Yes, the bride could still face stoning, but it was not a certainty. I imagine it was just as likely to happen as it would be today to see someone actually serve a full sentence. That aside, though, such punishments clearly serve as deterrents when people were concerned about public reputation. But law systems of the ancient near east were not as black and white as we like to think. This really isn't clear to most people, however, until they actually study what experts have to say and look at some of the challenges that come with seeing ancient law as rigid and barbaric.

At this point, we've looked at all 4 objections presented for Biblical standards of marriage. We've seen that some of them merely are distortions of the truth, or would not apply to us today. For instance, I am glad my wife didn't have to prove her virginity, and that I live in a society free enough to not have faith mandated by law.

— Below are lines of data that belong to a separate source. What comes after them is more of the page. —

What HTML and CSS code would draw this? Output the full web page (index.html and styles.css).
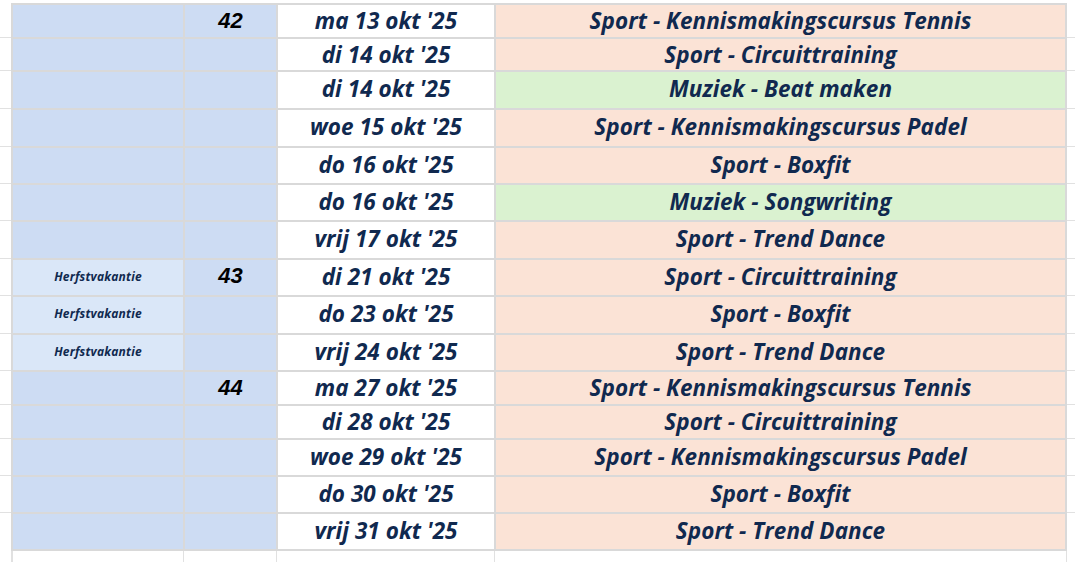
FILE: index.html
```html
<!DOCTYPE html>
<html lang="nl">
<head>
<meta charset="utf-8">
<title>Planning oktober</title>
<link rel="stylesheet" href="styles.css">
</head>
<body>
<div class="sheet">
  <div class="row top h34"><div class="stub"></div><div class="cell a"></div><div class="cell b">42</div><div class="cell c">ma 13 okt '25</div><div class="cell d sport">Sport - Kennismakingscursus Tennis</div><div class="stub r"></div></div>
  <div class="row h33"><div class="stub"></div><div class="cell a"></div><div class="cell b"></div><div class="cell c">di 14 okt '25</div><div class="cell d sport">Sport - Circuittraining</div><div class="stub r"></div></div>
  <div class="row h38"><div class="stub"></div><div class="cell a"></div><div class="cell b"></div><div class="cell c">di 14 okt '25</div><div class="cell d muziek">Muziek - Beat maken</div><div class="stub r"></div></div>
  <div class="row h38"><div class="stub"></div><div class="cell a"></div><div class="cell b"></div><div class="cell c">woe 15 okt '25</div><div class="cell d sport">Sport - Kennismakingscursus Padel</div><div class="stub r"></div></div>
  <div class="row h37"><div class="stub"></div><div class="cell a"></div><div class="cell b"></div><div class="cell c">do 16 okt '25</div><div class="cell d sport">Sport - Boxfit</div><div class="stub r"></div></div>
  <div class="row h37"><div class="stub"></div><div class="cell a"></div><div class="cell b"></div><div class="cell c">do 16 okt '25</div><div class="cell d muziek">Muziek - Songwriting</div><div class="stub r"></div></div>
  <div class="row h38"><div class="stub"></div><div class="cell a"></div><div class="cell b"></div><div class="cell c">vrij 17 okt '25</div><div class="cell d sport">Sport - Trend Dance</div><div class="stub r"></div></div>
  <div class="row h37"><div class="stub"></div><div class="cell a vak">Herfstvakantie</div><div class="cell b">43</div><div class="cell c">di 21 okt '25</div><div class="cell d sport">Sport - Circuittraining</div><div class="stub r"></div></div>
  <div class="row h38"><div class="stub"></div><div class="cell a vak">Herfstvakantie</div><div class="cell b"></div><div class="cell c">do 23 okt '25</div><div class="cell d sport">Sport - Boxfit</div><div class="stub r"></div></div>
  <div class="row h37"><div class="stub"></div><div class="cell a vak">Herfstvakantie</div><div class="cell b"></div><div class="cell c">vrij 24 okt '25</div><div class="cell d sport">Sport - Trend Dance</div><div class="stub r"></div></div>
  <div class="row h34"><div class="stub"></div><div class="cell a"></div><div class="cell b">44</div><div class="cell c">ma 27 okt '25</div><div class="cell d sport">Sport - Kennismakingscursus Tennis</div><div class="stub r"></div></div>
  <div class="row h34"><div class="stub"></div><div class="cell a"></div><div class="cell b"></div><div class="cell c">di 28 okt '25</div><div class="cell d sport">Sport - Circuittraining</div><div class="stub r"></div></div>
  <div class="row h37"><div class="stub"></div><div class="cell a"></div><div class="cell b"></div><div class="cell c">woe 29 okt '25</div><div class="cell d sport">Sport - Kennismakingscursus Padel</div><div class="stub r"></div></div>
  <div class="row h37"><div class="stub"></div><div class="cell a"></div><div class="cell b"></div><div class="cell c">do 30 okt '25</div><div class="cell d sport">Sport - Boxfit</div><div class="stub r"></div></div>
  <div class="row h37 last"><div class="stub"></div><div class="cell a"></div><div class="cell b"></div><div class="cell c">vrij 31 okt '25</div><div class="cell d sport">Sport - Trend Dance</div><div class="stub r"></div></div>
  <div class="row filler"><div class="stub"></div><div class="cell a"></div><div class="cell b"></div><div class="cell c"></div><div class="cell d"></div><div class="stub r"></div></div>
</div>
</body>
</html>
```
FILE: styles.css
```css
html, body {
  margin: 0;
  padding: 0;
  background: #ffffff;
  overflow: hidden;
}

.sheet {
  padding-top: 3px;
  width: 1075px;
}

.row {
  display: grid;
  grid-template-columns: 11px 172px 93px 218px 573px 1fr;
  box-sizing: border-box;
}

.h33 { height: 33px; }
.h34 { height: 34px; }
.h37 { height: 37px; }
.h38 { height: 38px; }
.last { height: 39px; }

.stub {
  border-top: 1px solid #e1e1e1;
}
.top .stub { border-top-color: transparent; }

.cell {
  box-sizing: border-box;
  border-top: 2px solid #d9d9d9;
  border-left: 2px solid #d9d9d9;
  display: flex;
  align-items: center;
  justify-content: center;
  font-family: "Open Sans", "Liberation Sans", sans-serif;
  font-weight: 700;
  font-style: italic;
  color: #10294f;
  font-size: 22.5px;
  letter-spacing: 0.05px;
  white-space: nowrap;
  padding-bottom: 3px;
}

.last .cell { border-bottom: 2px solid #d9d9d9; }

.cell.d { border-right: 2px solid #d9d9d9; }

.a { background: #cddcf3; }
.b {
  background: #cddcf3;
  font-family: "Liberation Sans", Arial, sans-serif;
  color: #000000;
  font-size: 22px;
  letter-spacing: 0;
}
.c { background: #ffffff; }

.a.vak {
  background: #dae7f8;
  font-size: 12px;
  letter-spacing: 0.2px;
}

.sport { background: #fbe3d6; }
.muziek { background: #daf2d0; }

.filler { height: 20px; }
.filler .stub { border-top: none; }
.filler .cell {
  background: transparent;
  border-top: none;
  border-left: 1px solid #e1e1e1;
}
.filler .cell.a { border-left: 2px solid #e1e1e1; }
.filler .cell.d { border-right: 1px solid #e1e1e1; }
```
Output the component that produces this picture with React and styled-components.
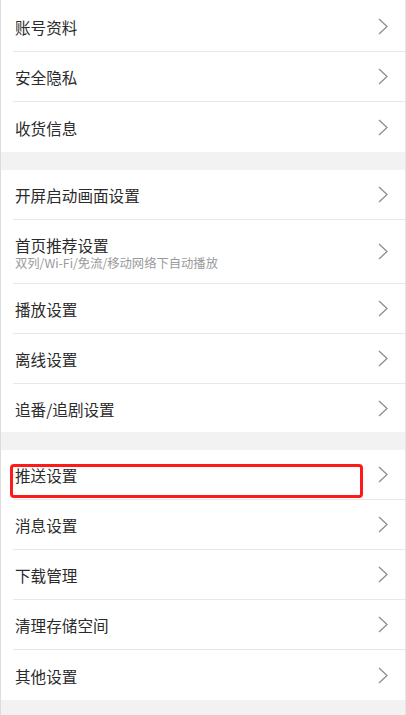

But I would never presume to judge the Bible, or the culture of its day, based on those standards. The Bible’s standards not only worked well then, but have served to influence countless societies in the centuries since. Only Roman law can claim to have a comparable influence on our justice system, so I’ll at least give the Bible respect in this regard, rather than attempt to insult it!



[1] Rumney, Gavin. "Biblical Marriage." Otagosh. 1 Feb. 2012. Web. 14 Feb. 2012. <http://otagosh.blogspot.com/2012/02/biblical-marriage.html>.
[2] Wells, Bruce. "Sex, Lies and Virginal Rape." Journal of Biblical Literature Spring (2005): 41. Print.